M.I – Se acabassem por escolher um sítio para viver, teriam alguma cidade ou país de eleição?
É difícil dizer. Adoramos ser nómadas e temos imensos sítios favoritos. Principalmente os sítios com paisagens majestosas – montanhas, mares, desertos. Se o dinheiro e a emigração não fossem barreiras? Teríamos casas no Wyoming, na Califórnia, Arizona, Rússia, Portugal, Croácia, Suíça, Itália, França, Eslovénia… acho que a lista seria demasiado grande! (Risos)
M.I – Os Jucifer não são o vosso único output artístico. O Edgar é fotógrafo e ambos pretendiam lançar livros. Estão a trabalhar em alguma coisa actualmente?

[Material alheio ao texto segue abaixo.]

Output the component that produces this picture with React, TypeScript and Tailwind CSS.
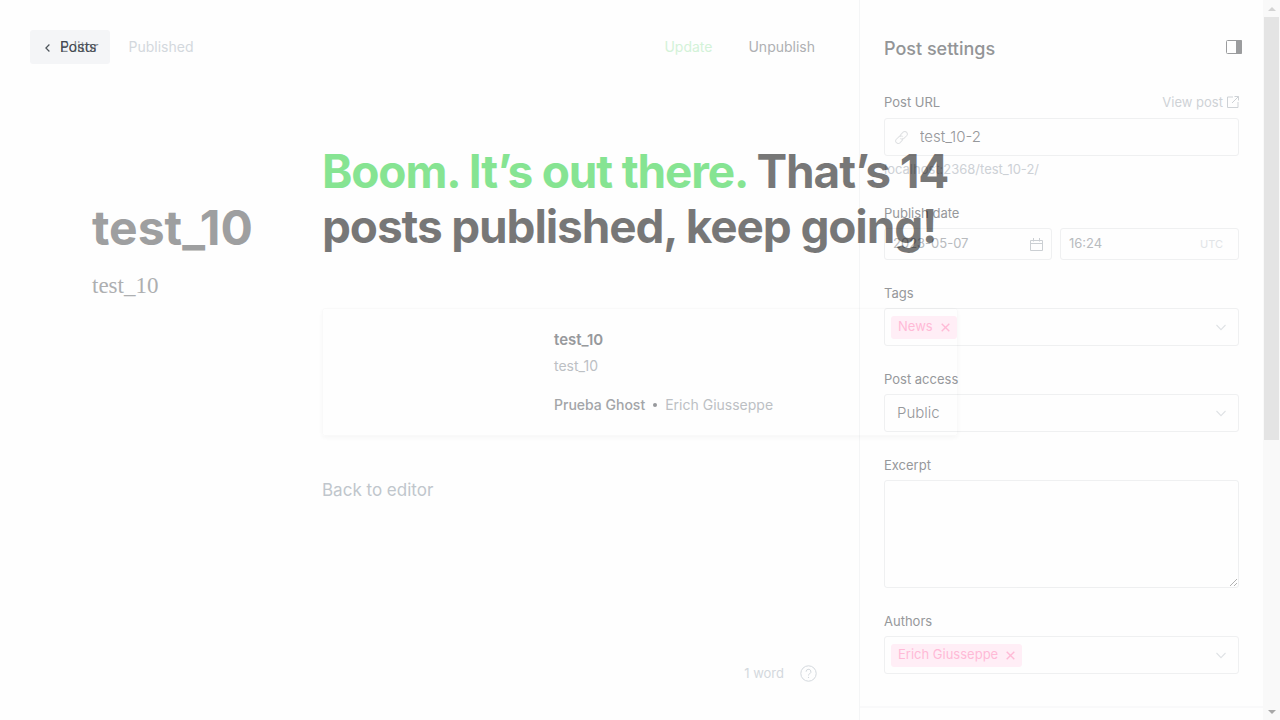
import type { ReactNode } from "react";

function Chevron({ className = "" }: { className?: string }) {
  return (
    <svg className={className} width="10" height="7" viewBox="0 0 10 7" fill="none" stroke="currentColor" strokeWidth="1.1">
      <path d="M0.5 1 5 5.7 9.500 1" />
    </svg>
  );
}

function Token({ name }: { name: string }) {
  return (
    <span className="flex h-[23px] items-center gap-2 rounded-[3px] bg-[#ffeef6] px-[7px] text-[13px] text-[#ffbad6]">
      {name}
      <button type="button" aria-label={`Remove ${name}`}>
        <svg width="9" height="9" viewBox="0 0 9 9" stroke="currentColor" strokeWidth="1.4">
          <path d="M0.700 0.700 8.300 8.300M8.300 0.700 0.700 8.300" />
        </svg>
      </button>
    </span>
  );
}

function TokenBox({ id, name }: { id: string; name: string }) {
  return (
    <div className="flex h-[38px] items-center rounded-[3px] border border-[#eff0f1] pr-3 pl-1.5">
      <Token name={name} />
      <input id={id} className="min-w-0 flex-1 bg-transparent px-1 text-[13px] outline-none" />
      <Chevron className="text-[#dfe2e5]" />
    </div>
  );
}

function Field({ label, id, children }: { label: string; id: string; children: ReactNode }) {
  return (
    <div className="flex flex-col gap-1.5">
      <label htmlFor={id} className="text-[13px] leading-[18px] text-[#96989b]">
        {label}
      </label>
      {children}
    </div>
  );
}

function Editor() {
  return (
    <main className="flex min-w-0 flex-1 flex-col">
      <header className="flex h-[94px] items-center justify-between pr-11 pl-[30px] text-sm">
        <div className="flex items-center gap-[18px]">
          <a href="#posts" className="relative flex h-[34px] items-center gap-2.5 rounded-[3px] bg-[#f4f5f7] pr-3.5 pl-[15px] text-[#394047]/90">
            <svg width="5" height="8" viewBox="0 0 5 8" fill="none" stroke="currentColor" strokeWidth="1.2" className="mt-0.5">
              <path d="M4.400 0.500 0.900 4 4.400 7.500" />
            </svg>
            Posts
            <span className="absolute left-[30px] text-[#394047]/60">Editor</span>
          </a>
          <span className="text-[#d3d8dd]">Published</span>
        </div>
        <div className="flex items-center gap-9">
          <button type="button" className="text-[#d3f2d8]">Update</button>
          <button type="button" className="text-[#aeb0b3]">Unpublish</button>
        </div>
      </header>
      <article className="flex flex-1 flex-col gap-3 px-[92px] pt-[104px]">
        <h1 className="text-5xl leading-[60px] font-bold text-[#9e9fa0]">test_10</h1>
        <p className="font-['Liberation_Serif',serif] text-[23px] leading-[32px] text-[#adafb1]">test_10</p>
      </article>
      <footer className="flex items-center justify-end gap-4 px-[42px] pb-[38px] text-[13px] leading-[18px] text-[#d3d8dd]">
        1 word
        <button type="button" aria-label="Help">
          <svg width="17" height="17" viewBox="0 0 17 17" fill="none" stroke="currentColor">
            <circle cx="8.500" cy="8.500" r="7.700" />
            <path d="M6.100 6.700a2.400 2.400 0 1 1 3.500 2.100c-.8.400-1.100.8-1.100 1.700" />
            <circle cx="8.500" cy="12.400" r=".6" fill="currentColor" stroke="none" />
          </svg>
        </button>
      </footer>
    </main>
  );
}

function Settings() {
  return (
    <aside className="w-[404px] border-l border-[#f4f5f6]">
      <div className="flex flex-col gap-6 border-b-2 border-[#f9f9fa] px-6 pt-[37px] pb-8">
        <div className="-mr-[3px] flex h-6 items-center justify-between">
          <h2 className="text-lg font-medium text-[#939597]">Post settings</h2>
          <button type="button" aria-label="Close settings" className="pb-1 text-[#9b9c9e]">
            <svg width="16" height="14" viewBox="0 0 16 14" fill="none" stroke="currentColor">
              <rect x=".5" y=".5" width="15" height="13" rx="1" />
              <path d="M10 0h5a1 1 0 0 1 1 1v12a1 1 0 0 1-1 1h-5z" fill="currentColor" stroke="none" />
            </svg>
          </button>
        </div>

        <div className="flex flex-col pt-2 pb-0.5">
          <div className="flex items-center justify-between text-[13px] leading-[18px]">
            <label htmlFor="url" className="text-[#96989b]">Post URL</label>
            <a href="#view" className="flex items-center gap-1 text-[#ced2d6]">
              View post
              <svg width="12" height="12" viewBox="0 0 12 12" fill="none" stroke="currentColor">
                <path d="M6 1H.5v10.500H11V6M7.500.5h4v4M11.500.5 5 7" />
              </svg>
            </a>
          </div>
          <div className="mt-[7px] flex h-[38px] items-center gap-3 rounded-[3px] border border-[#eff0f1] px-2.5">
            <svg width="13" height="13" viewBox="0 0 24 24" fill="none" stroke="#dfe1e3" strokeWidth="1.900">
              <path d="M10 13.500a4.500 4.500 0 0 0 6.500.3l5-5a4.600 4.600 0 0 0-6.500-6.500l-4 4a4.500 4.500 0 0 0-1 4.700M14 10.500a4.500 4.500 0 0 0-6.500-.3l-5 5A4.600 4.600 0 0 0 9 21.700l4-4a4.500 4.500 0 0 0 1-4.700" />
            </svg>
            <input id="url" defaultValue="test_10-2" className="min-w-0 flex-1 bg-transparent text-[15px] font-light text-[#96989b] outline-none" />
          </div>
          <p className="mt-1 text-[13px] leading-[18px] text-[#cdd1d6]">localhost:2368/test_10-2/</p>
        </div>

        <Field label="Publish date" id="date">
          <div className="flex gap-2">
            <div className="flex h-8 w-[168px] items-center rounded-[3px] border border-[#eff0f1] px-2">
              <input id="date" defaultValue="2023-05-07" className="min-w-0 flex-1 bg-transparent text-[13px] text-[#b8bbbe] outline-none" />
              <svg width="13" height="13" viewBox="0 0 13 13" fill="none" stroke="#cbcfd3">
                <path d="M.5 2.500h12v10H.5zM.5 5.500h12M3.500 0v3.500M9.500 0v3.500" />
              </svg>
            </div>
            <div className="flex h-8 min-w-0 flex-1 items-center rounded-[3px] border border-[#eff0f1] pr-[15px] pl-2">
              <input aria-label="Publish time" defaultValue="16:24" className="min-w-0 flex-1 bg-transparent text-[13px] text-[#b8bbbe] outline-none" />
              <span className="text-[11px] text-[#e1e4e7]">UTC</span>
            </div>
          </div>
        </Field>

        <Field label="Tags" id="tags">
          <TokenBox id="tags" name="News" />
        </Field>

        <Field label="Post access" id="access">
          <div className="grid items-center">
            <select id="access" className="col-start-1 row-start-1 h-[38px] appearance-none rounded-[3px] border border-[#eff0f1] bg-transparent px-3 text-[15px] font-light text-[#96989b]">
              <option>Public</option>
              <option>Members only</option>
            </select>
            <Chevron className="pointer-events-none col-start-1 row-start-1 mr-[13px] justify-self-end text-[#dfe2e5]" />
          </div>
        </Field>

        <Field label="Excerpt" id="excerpt">
          <textarea id="excerpt" className="h-[108px] resize-y rounded-[3px] border border-[#dfe1e3] bg-transparent opacity-50" />
        </Field>

        <Field label="Authors" id="authors">
          <TokenBox id="authors" name="Erich Giusseppe" />
        </Field>
      </div>
    </aside>
  );
}

function Scrollbar() {
  return (
    <div aria-hidden="true" className="flex w-[17px] flex-col items-center bg-[#f9f9f9]">
      <div className="flex h-[17px] items-center">
        <svg width="8" height="4" viewBox="0 0 8 4" fill="#d3d3d3"><path d="M4 0l4 4H0z" /></svg>
      </div>
      <div className="h-[423px] w-[15px] bg-[#e4e4e4]" />
      <div className="mt-auto flex h-[17px] items-center">
        <svg width="8" height="4" viewBox="0 0 8 4" fill="#a8a8a8"><path d="M0 0h8L4 4z" /></svg>
      </div>
    </div>
  );
}

function PublishedOverlay() {
  return (
    <section className="pointer-events-none absolute inset-0 flex justify-center pt-[144px]">
      <div className="flex w-[636px] flex-col items-start">
        <h2 className="text-[46px] leading-[55px] font-bold tracking-tight text-black/53">
          <span className="text-[#86e492]">Boom. It’s out there.</span> That’s 14 posts published, keep going!
        </h2>
        <div className="mt-[54px] flex h-[128px] w-full flex-col rounded-[3px] border border-black/2 pt-5 pl-[231px] shadow-[0_2px_4px_rgba(0,0,0,0.03)]">
          <h3 className="text-[15px] leading-[22px] font-semibold text-[#97999c]">test_10</h3>
          <p className="mt-1 text-sm leading-[22px] text-[#bcc0c4]">test_10</p>
          <p className="mt-[17px] flex items-center gap-2 text-sm leading-[22px] text-[#bcc0c4]">
            <span className="font-medium text-[#a3a5a8]">Prueba Ghost</span>
            <span className="size-1 rounded-full bg-[#97999c]" />
            Erich Giusseppe
          </p>
        </div>
        <button type="button" className="pointer-events-auto mt-[42px] text-[17px] leading-6 text-[#c0c6cc]">
          Back to editor
        </button>
      </div>
    </section>
  );
}

export default function App() {
  return (
    <div className="relative flex h-screen overflow-hidden bg-[#fefefe] font-[Inter,sans-serif]">
      <Editor />
      <Settings />
      <Scrollbar />
      <PublishedOverlay />
    </div>
  );
}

O Edgar tem imensas ideias para filmes e eu pinto esporadicamente e gosto de fazer jóias. Por agora, os Jucifer ocupam tanto do nosso tempo que não podemos trabalhar extensivamente em mais nada. Por isso temos imensos projectos inacabados e outros totalmente terminados na nossa mente, mas que ainda nem se começaram a materializar. Quando alguém inventar um meio de gravação que transmita directamente ideias no cérebro para meios físicos (CDs, livros, o que quer que seja), aí seremos prolíficos.
M.I – Apesar da dedicação a Jucifer, lançaste recentemente um álbum a solo, e o título (“Devil’s Tower I”) sugere uma sequela.
Neste momento, Devil’s Tower é um side project através do qual vamos gravar material que não funcionaria em Jucifer. Por isso tens razão, o Devil’s Tower I é o primeiro de uma série. É um álbum com uma sonoridade country, folk, mas sombria. Pretendemos lançar um “Devil Tower’s II” em 2015. Também gostávamos de fazer uma tour enquanto Devil’s Tower, que pudesse também incorporar algumas das músicas mais suaves de Jucifer, ou aquelas que, por causa da instrumentação, não são adequadas para os concertos de Jucifer.
M.I – Para terminar, a vossa música já foi descrita como blackened doom, death drone… descobriram mais algum termo orelhudo para designar os Jucifer?
Um que achei engraçado foi “sludgethrashdoomgrind”… cobre a maior parte dos tópicos. Mas também temos influências de death e black metal, por isso se calhar somos sludgethrashdoomgrinddeathblack? (Risos) O que quer que seja, estamos a dar tudo o que temos e adoramos o que tocamos.